Este poema tão pequeno, muito profundo, tem apenas três versos.

Mestre Bassho, ao visitar um velho templo, ficou muito impressionado por uma cena de uma calma profunda:
"Um velho charco, a floresta, o zazen do monge
no dojo e, subitamente, nesta

agradável tarde de primavera,
uma rã salta na água.
Plof!"

O som da água rompeu a imobilidade da atmosfera!

E, após o mergulho da rã, tudo voltou ao silêncio!

O sentido profundo desse haikai é o silêncio perfeito. Açambarcados pela vida quotidiana, não podemos sentir nem os barulhos nem o verdadeiro silêncio.
Mas, pela prática do Zen, podemos experimentar esse verdadeiro silêncio
Esse poemas Zen atingem uma grande profundidade. Matéria do não-consciente, os versos, autênticos, surgem anteriores à nossa vida e nossa morte, eles vêm do túmulo, anteriores à matéria, ao espírito, e compreendem o cosmo ilimitado, infinito, eterno. O silêncio é tudo e vem automaticamente, naturalmente, inconscientemente.
No templo de Avallon, compus estes haikai:
"Após o zazen
Queimo algum incenso
Uma noite de primavera".

"Sob as nuvens sem consciência
Revolvo a terra do campo e semeio o grão
Próximo à aldeia do moinho".

Como na pintura sumi-e deve-se compreender o espaço, durante uma conversa devemos integrar o silêncio.
"Sobre a areia da praia,
Traços de passos.
Longo é o dia da primavera".


Uma peça muito decorada torna-se pesada, enquanto uma peça sóbria é sinal de pura beleza. Assim , no haikai, como nas respostas do mondo, a expressão deve ser breve. Durante o mondo, às vezes, há apenas uma palavra em minhas respostas: "Não!", "Concordo!", ou então dou uma longa explicação. Um Mestre pode responder com o kwatz ou com as mãos dando uma bofetada. Mas, em todos os casos, o sentido da resposta é muito profundo.

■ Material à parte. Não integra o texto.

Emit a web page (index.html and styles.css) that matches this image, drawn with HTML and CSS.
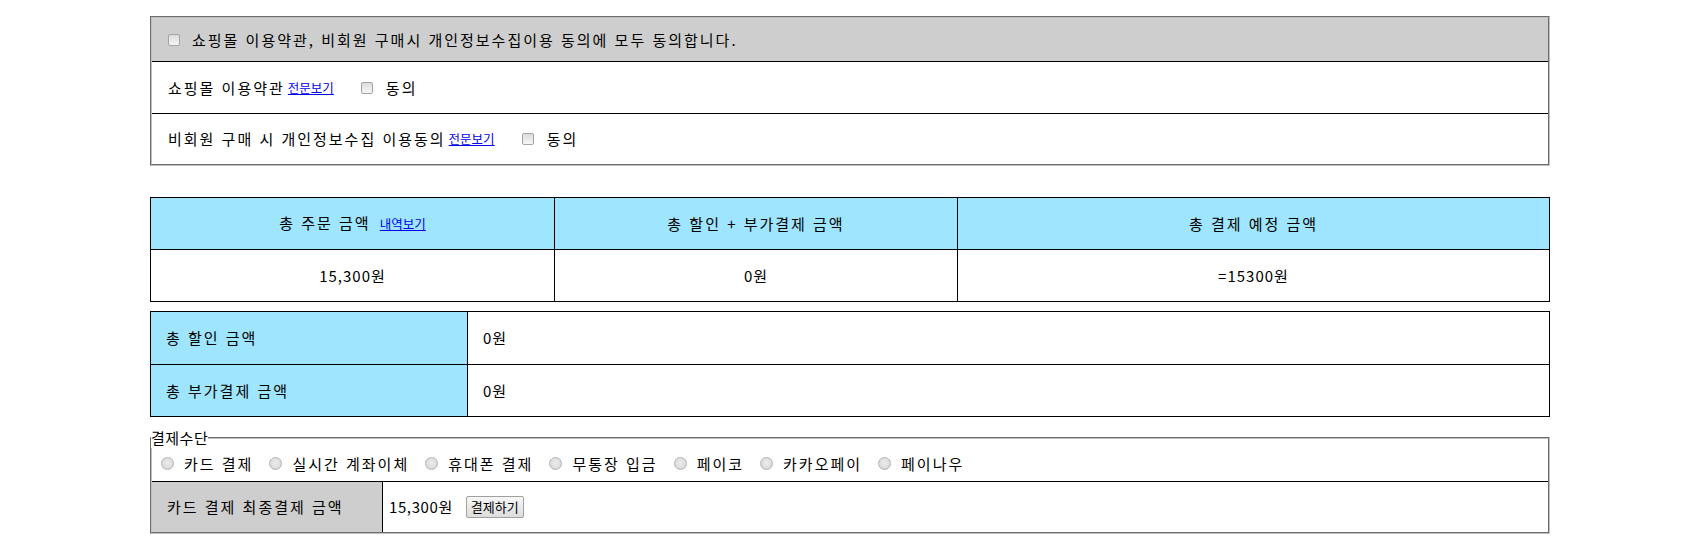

Eis aqui um outro haikai de Bassho:

"Silêncio
A voz da cigarra
Penetra a rocha".

É o sabor do Zen. Se vocês considerarem apenas as palavras, o alcance é bem curto.
"Tranquilidade.
Uma folha do castanheiro cai
Na água clara".

É preciso ir por detrás das palavras. Está dito no Zazenshin:
Tori Tonde Tori No Gotoshi
"O pássaro voa no céu,
Ele tem a verdadeira liberdade do pássaro".